Ruling on a case first brought in 2013 by an advocacy group that health regulators stopped from growing plants for private consumption, the court voted 4-1 that prohibiting people from cultivating the drug for personal use was unconstitutional.

Proponents of drug reform argue that criminalizing drugs has only raised their street value and put unnecessary strain on the penal system by filling prisons with low level dealers or people caught with small amounts.

Mexican President Enrique Pena Nieto, who has so far been skeptical about the merits of liberalizing drug laws, responded to the ruling by saying on Twitter it would "open a debate on the best regulation to inhibit drug consumption".

Marijuana, along with cocaine, heroin and crystal meth, has been a major source of income for cartels that authorities say generate billions of dollars worth of sales annually.

As deaths from drug violence increase, political pressure has mounted on Mexico to follow the example of Uruguay and some U.S. states to make its policy on marijuana more liberal.

The decision comes a day after U.S. legalization advocates were dealt a big setback in a lopsided vote in Ohio against allowing pot for both medical and recreational use.

SEE MORE: Where the presidential candidates stand on legalizing marijuana

Giving cautious backing to liberalizing usage, Judge Jose Ramon Cossio said Mexico would need to overhaul its laws as the Supreme Court took what he described as an "important step toward legalization of drugs, or at least some of them."

Production and sale of marijuana is illegal in Mexico.
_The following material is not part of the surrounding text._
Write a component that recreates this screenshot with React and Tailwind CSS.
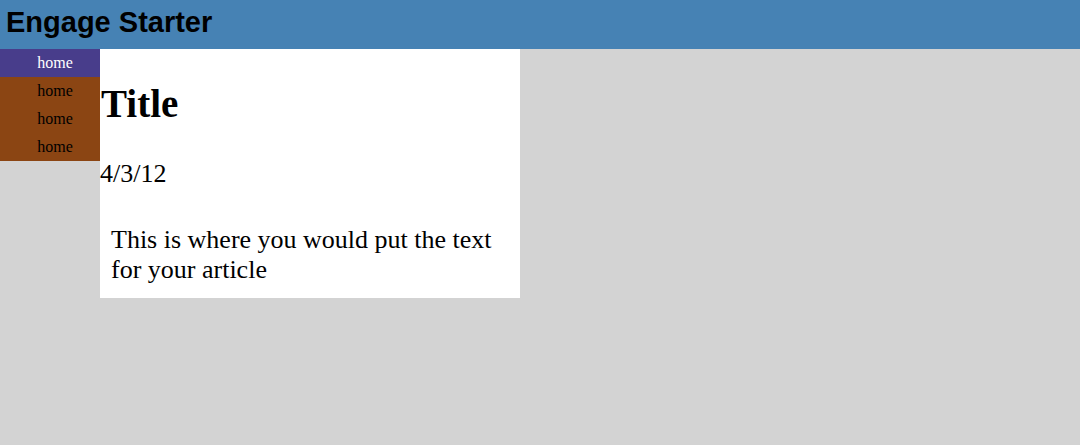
export default function App() {
  const items = ["home", "home", "home", "home"];
  return (
    <div className="min-h-[445px] w-full bg-[#d3d3d3]" style={{ fontFamily: '"Liberation Serif", serif' }}>
      <header className="h-[49px] bg-[#4682b4] flex items-start pt-[8px] px-[6px]">
        <h1 className="text-[29px] font-bold text-black leading-[29px]" style={{ fontFamily: '"Liberation Sans", Arial, sans-serif' }}>
          Engage Starter
        </h1>
      </header>
      <div className="flex items-start">
        <nav className="w-[100px] flex flex-col">
          {items.map((t, i) => (
            <a
              key={i}
              className={`h-[28px] leading-[28px] text-[16px] text-center pl-[10px] ${i === 0 ? "bg-[#483d8b] text-white" : "bg-[#8b4513] text-black"}`}
            >
              {t}
            </a>
          ))}
        </nav>
        <main className="w-[420px] bg-white pb-[13px]">
          <h2 className="mt-[32px] text-[39px] leading-[45px] font-bold text-black pl-[1px]">Title</h2>
          <div className="mt-[33px] text-[26px] leading-[30px] text-black">4/3/12</div>
          <p className="mt-[36px] px-[11px] text-[26px] leading-[30px] text-black">
            This is where you would put the text for your article
          </p>
        </main>
      </div>
    </div>
  );
}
Still, in 2009, the country made it legal to carry up to 5 grams (0.18 ounce) of marijuana, 500 milligrams (0.018 ounce) of cocaine and tiny amounts of heroin and methamphetamine.

The court's decision could hasten efforts by Mexico's states to change their drug laws, which have so far yet to advance beyond limited debate over the use of medical marijuana.

In August, a lower court in Mexico granted a mother and father the right to import a marijuana-based medicine to treat their 8-year-old daughter's epilepsy.

Last year Pena Nieto hinted that he was adopting a more liberal stance on marijuana, saying that Mexico and the United States could not pursue diverging policies on the issue.